=== INFORMATION SUPPLIED ===

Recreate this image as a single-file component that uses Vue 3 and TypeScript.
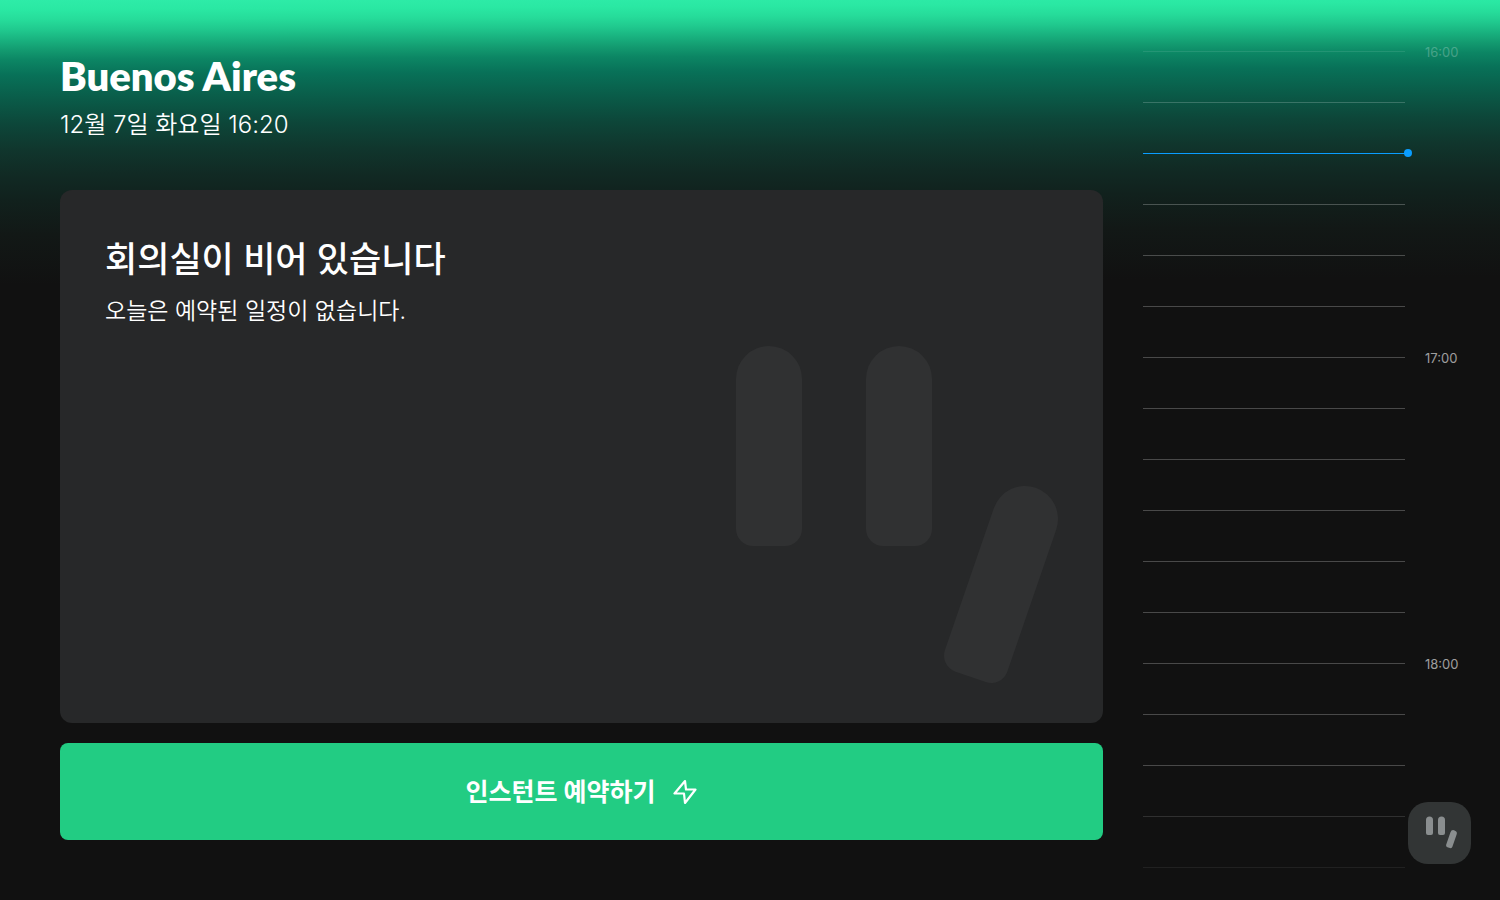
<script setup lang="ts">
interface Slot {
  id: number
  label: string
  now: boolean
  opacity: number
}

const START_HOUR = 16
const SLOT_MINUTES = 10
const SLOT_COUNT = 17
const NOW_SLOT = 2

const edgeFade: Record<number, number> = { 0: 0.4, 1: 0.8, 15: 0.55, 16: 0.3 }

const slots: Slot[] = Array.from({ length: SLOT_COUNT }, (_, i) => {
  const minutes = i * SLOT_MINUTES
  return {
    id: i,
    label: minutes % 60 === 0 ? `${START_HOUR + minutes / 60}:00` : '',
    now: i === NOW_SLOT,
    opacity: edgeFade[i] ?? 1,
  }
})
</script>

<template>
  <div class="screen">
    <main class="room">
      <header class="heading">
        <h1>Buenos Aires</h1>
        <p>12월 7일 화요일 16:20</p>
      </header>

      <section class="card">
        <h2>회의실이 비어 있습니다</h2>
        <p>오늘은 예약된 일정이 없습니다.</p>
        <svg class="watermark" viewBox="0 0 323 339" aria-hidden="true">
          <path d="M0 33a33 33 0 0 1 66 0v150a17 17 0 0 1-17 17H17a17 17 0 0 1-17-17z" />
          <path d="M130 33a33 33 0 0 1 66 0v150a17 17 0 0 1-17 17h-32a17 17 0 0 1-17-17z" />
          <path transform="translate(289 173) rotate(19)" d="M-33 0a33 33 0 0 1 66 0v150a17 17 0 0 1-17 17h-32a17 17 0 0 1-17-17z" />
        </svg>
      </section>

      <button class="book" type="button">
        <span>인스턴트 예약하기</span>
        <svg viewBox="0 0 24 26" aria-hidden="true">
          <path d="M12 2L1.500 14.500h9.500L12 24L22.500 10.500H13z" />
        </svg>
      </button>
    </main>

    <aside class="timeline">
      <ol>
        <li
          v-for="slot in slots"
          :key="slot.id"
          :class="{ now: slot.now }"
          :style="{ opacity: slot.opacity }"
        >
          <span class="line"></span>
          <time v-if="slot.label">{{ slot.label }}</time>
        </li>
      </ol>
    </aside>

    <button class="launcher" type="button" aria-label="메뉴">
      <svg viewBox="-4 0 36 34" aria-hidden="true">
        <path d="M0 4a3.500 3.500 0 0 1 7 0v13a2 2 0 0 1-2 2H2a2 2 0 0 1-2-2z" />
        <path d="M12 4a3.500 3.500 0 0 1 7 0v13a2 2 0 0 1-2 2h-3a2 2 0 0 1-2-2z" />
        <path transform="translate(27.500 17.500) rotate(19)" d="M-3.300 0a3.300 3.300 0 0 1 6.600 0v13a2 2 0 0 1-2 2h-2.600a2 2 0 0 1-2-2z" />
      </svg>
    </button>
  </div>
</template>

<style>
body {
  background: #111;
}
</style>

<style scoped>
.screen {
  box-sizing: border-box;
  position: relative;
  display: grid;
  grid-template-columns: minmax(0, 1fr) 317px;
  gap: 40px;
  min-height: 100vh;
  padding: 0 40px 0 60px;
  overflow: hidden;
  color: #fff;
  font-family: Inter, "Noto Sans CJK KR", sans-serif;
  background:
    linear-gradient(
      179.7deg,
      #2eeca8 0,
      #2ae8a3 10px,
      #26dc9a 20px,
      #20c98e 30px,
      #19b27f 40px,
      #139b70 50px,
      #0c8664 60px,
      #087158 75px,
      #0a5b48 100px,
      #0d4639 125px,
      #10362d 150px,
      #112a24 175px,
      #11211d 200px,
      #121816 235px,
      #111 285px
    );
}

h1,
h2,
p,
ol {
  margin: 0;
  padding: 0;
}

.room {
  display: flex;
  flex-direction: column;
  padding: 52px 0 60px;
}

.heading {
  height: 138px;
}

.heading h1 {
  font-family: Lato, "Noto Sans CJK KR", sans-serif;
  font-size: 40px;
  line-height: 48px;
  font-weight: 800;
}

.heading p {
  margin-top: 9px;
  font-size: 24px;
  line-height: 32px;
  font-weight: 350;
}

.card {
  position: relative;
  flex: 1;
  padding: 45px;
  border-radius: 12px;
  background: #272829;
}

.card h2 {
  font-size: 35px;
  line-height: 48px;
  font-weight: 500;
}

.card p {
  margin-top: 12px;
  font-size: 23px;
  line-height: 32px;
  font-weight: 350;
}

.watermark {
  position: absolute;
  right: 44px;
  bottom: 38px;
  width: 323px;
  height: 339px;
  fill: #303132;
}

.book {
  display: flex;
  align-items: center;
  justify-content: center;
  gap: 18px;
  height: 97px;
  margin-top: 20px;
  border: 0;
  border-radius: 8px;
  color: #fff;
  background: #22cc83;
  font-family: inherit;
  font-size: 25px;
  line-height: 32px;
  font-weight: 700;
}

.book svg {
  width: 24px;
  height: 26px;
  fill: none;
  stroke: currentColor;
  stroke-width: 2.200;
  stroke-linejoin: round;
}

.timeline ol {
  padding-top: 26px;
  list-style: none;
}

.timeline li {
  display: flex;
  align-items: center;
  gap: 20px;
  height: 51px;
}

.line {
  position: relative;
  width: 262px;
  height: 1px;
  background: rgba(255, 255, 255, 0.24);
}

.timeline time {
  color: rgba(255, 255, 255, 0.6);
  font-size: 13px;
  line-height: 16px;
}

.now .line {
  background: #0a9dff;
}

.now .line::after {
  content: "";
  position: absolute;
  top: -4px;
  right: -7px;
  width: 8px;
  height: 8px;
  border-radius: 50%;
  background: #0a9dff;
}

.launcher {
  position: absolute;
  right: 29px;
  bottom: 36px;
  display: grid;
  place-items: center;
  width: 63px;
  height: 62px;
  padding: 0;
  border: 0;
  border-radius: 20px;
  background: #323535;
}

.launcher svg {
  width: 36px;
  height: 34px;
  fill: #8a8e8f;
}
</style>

===

_GOAL_
Leave out the pictures and give the listing above again exactly.

_ANSWER TO THE PROBLEM_
Recreate this image as a single-file component that uses Vue 3 and TypeScript.
<script setup lang="ts">
interface Slot {
  id: number
  label: string
  now: boolean
  opacity: number
}

const START_HOUR = 16
const SLOT_MINUTES = 10
const SLOT_COUNT = 17
const NOW_SLOT = 2

const edgeFade: Record<number, number> = { 0: 0.4, 1: 0.8, 15: 0.55, 16: 0.3 }

const slots: Slot[] = Array.from({ length: SLOT_COUNT }, (_, i) => {
  const minutes = i * SLOT_MINUTES
  return {
    id: i,
    label: minutes % 60 === 0 ? `${START_HOUR + minutes / 60}:00` : '',
    now: i === NOW_SLOT,
    opacity: edgeFade[i] ?? 1,
  }
})
</script>

<template>
  <div class="screen">
    <main class="room">
      <header class="heading">
        <h1>Buenos Aires</h1>
        <p>12월 7일 화요일 16:20</p>
      </header>

      <section class="card">
        <h2>회의실이 비어 있습니다</h2>
        <p>오늘은 예약된 일정이 없습니다.</p>
        <svg class="watermark" viewBox="0 0 323 339" aria-hidden="true">
          <path d="M0 33a33 33 0 0 1 66 0v150a17 17 0 0 1-17 17H17a17 17 0 0 1-17-17z" />
          <path d="M130 33a33 33 0 0 1 66 0v150a17 17 0 0 1-17 17h-32a17 17 0 0 1-17-17z" />
          <path transform="translate(289 173) rotate(19)" d="M-33 0a33 33 0 0 1 66 0v150a17 17 0 0 1-17 17h-32a17 17 0 0 1-17-17z" />
        </svg>
      </section>

      <button class="book" type="button">
        <span>인스턴트 예약하기</span>
        <svg viewBox="0 0 24 26" aria-hidden="true">
          <path d="M12 2L1.500 14.500h9.500L12 24L22.500 10.500H13z" />
        </svg>
      </button>
    </main>

    <aside class="timeline">
      <ol>
        <li
          v-for="slot in slots"
          :key="slot.id"
          :class="{ now: slot.now }"
          :style="{ opacity: slot.opacity }"
        >
          <span class="line"></span>
          <time v-if="slot.label">{{ slot.label }}</time>
        </li>
      </ol>
    </aside>

    <button class="launcher" type="button" aria-label="메뉴">
      <svg viewBox="-4 0 36 34" aria-hidden="true">
        <path d="M0 4a3.500 3.500 0 0 1 7 0v13a2 2 0 0 1-2 2H2a2 2 0 0 1-2-2z" />
        <path d="M12 4a3.500 3.500 0 0 1 7 0v13a2 2 0 0 1-2 2h-3a2 2 0 0 1-2-2z" />
        <path transform="translate(27.500 17.500) rotate(19)" d="M-3.300 0a3.300 3.300 0 0 1 6.600 0v13a2 2 0 0 1-2 2h-2.600a2 2 0 0 1-2-2z" />
      </svg>
    </button>
  </div>
</template>

<style>
body {
  background: #111;
}
</style>

<style scoped>
.screen {
  box-sizing: border-box;
  position: relative;
  display: grid;
  grid-template-columns: minmax(0, 1fr) 317px;
  gap: 40px;
  min-height: 100vh;
  padding: 0 40px 0 60px;
  overflow: hidden;
  color: #fff;
  font-family: Inter, "Noto Sans CJK KR", sans-serif;
  background:
    linear-gradient(
      179.7deg,
      #2eeca8 0,
      #2ae8a3 10px,
      #26dc9a 20px,
      #20c98e 30px,
      #19b27f 40px,
      #139b70 50px,
      #0c8664 60px,
      #087158 75px,
      #0a5b48 100px,
      #0d4639 125px,
      #10362d 150px,
      #112a24 175px,
      #11211d 200px,
      #121816 235px,
      #111 285px
    );
}

h1,
h2,
p,
ol {
  margin: 0;
  padding: 0;
}

.room {
  display: flex;
  flex-direction: column;
  padding: 52px 0 60px;
}

.heading {
  height: 138px;
}

.heading h1 {
  font-family: Lato, "Noto Sans CJK KR", sans-serif;
  font-size: 40px;
  line-height: 48px;
  font-weight: 800;
}

.heading p {
  margin-top: 9px;
  font-size: 24px;
  line-height: 32px;
  font-weight: 350;
}

.card {
  position: relative;
  flex: 1;
  padding: 45px;
  border-radius: 12px;
  background: #272829;
}

.card h2 {
  font-size: 35px;
  line-height: 48px;
  font-weight: 500;
}

.card p {
  margin-top: 12px;
  font-size: 23px;
  line-height: 32px;
  font-weight: 350;
}

.watermark {
  position: absolute;
  right: 44px;
  bottom: 38px;
  width: 323px;
  height: 339px;
  fill: #303132;
}

.book {
  display: flex;
  align-items: center;
  justify-content: center;
  gap: 18px;
  height: 97px;
  margin-top: 20px;
  border: 0;
  border-radius: 8px;
  color: #fff;
  background: #22cc83;
  font-family: inherit;
  font-size: 25px;
  line-height: 32px;
  font-weight: 700;
}

.book svg {
  width: 24px;
  height: 26px;
  fill: none;
  stroke: currentColor;
  stroke-width: 2.200;
  stroke-linejoin: round;
}

.timeline ol {
  padding-top: 26px;
  list-style: none;
}

.timeline li {
  display: flex;
  align-items: center;
  gap: 20px;
  height: 51px;
}

.line {
  position: relative;
  width: 262px;
  height: 1px;
  background: rgba(255, 255, 255, 0.24);
}

.timeline time {
  color: rgba(255, 255, 255, 0.6);
  font-size: 13px;
  line-height: 16px;
}

.now .line {
  background: #0a9dff;
}

.now .line::after {
  content: "";
  position: absolute;
  top: -4px;
  right: -7px;
  width: 8px;
  height: 8px;
  border-radius: 50%;
  background: #0a9dff;
}

.launcher {
  position: absolute;
  right: 29px;
  bottom: 36px;
  display: grid;
  place-items: center;
  width: 63px;
  height: 62px;
  padding: 0;
  border: 0;
  border-radius: 20px;
  background: #323535;
}

.launcher svg {
  width: 36px;
  height: 34px;
  fill: #8a8e8f;
}
</style>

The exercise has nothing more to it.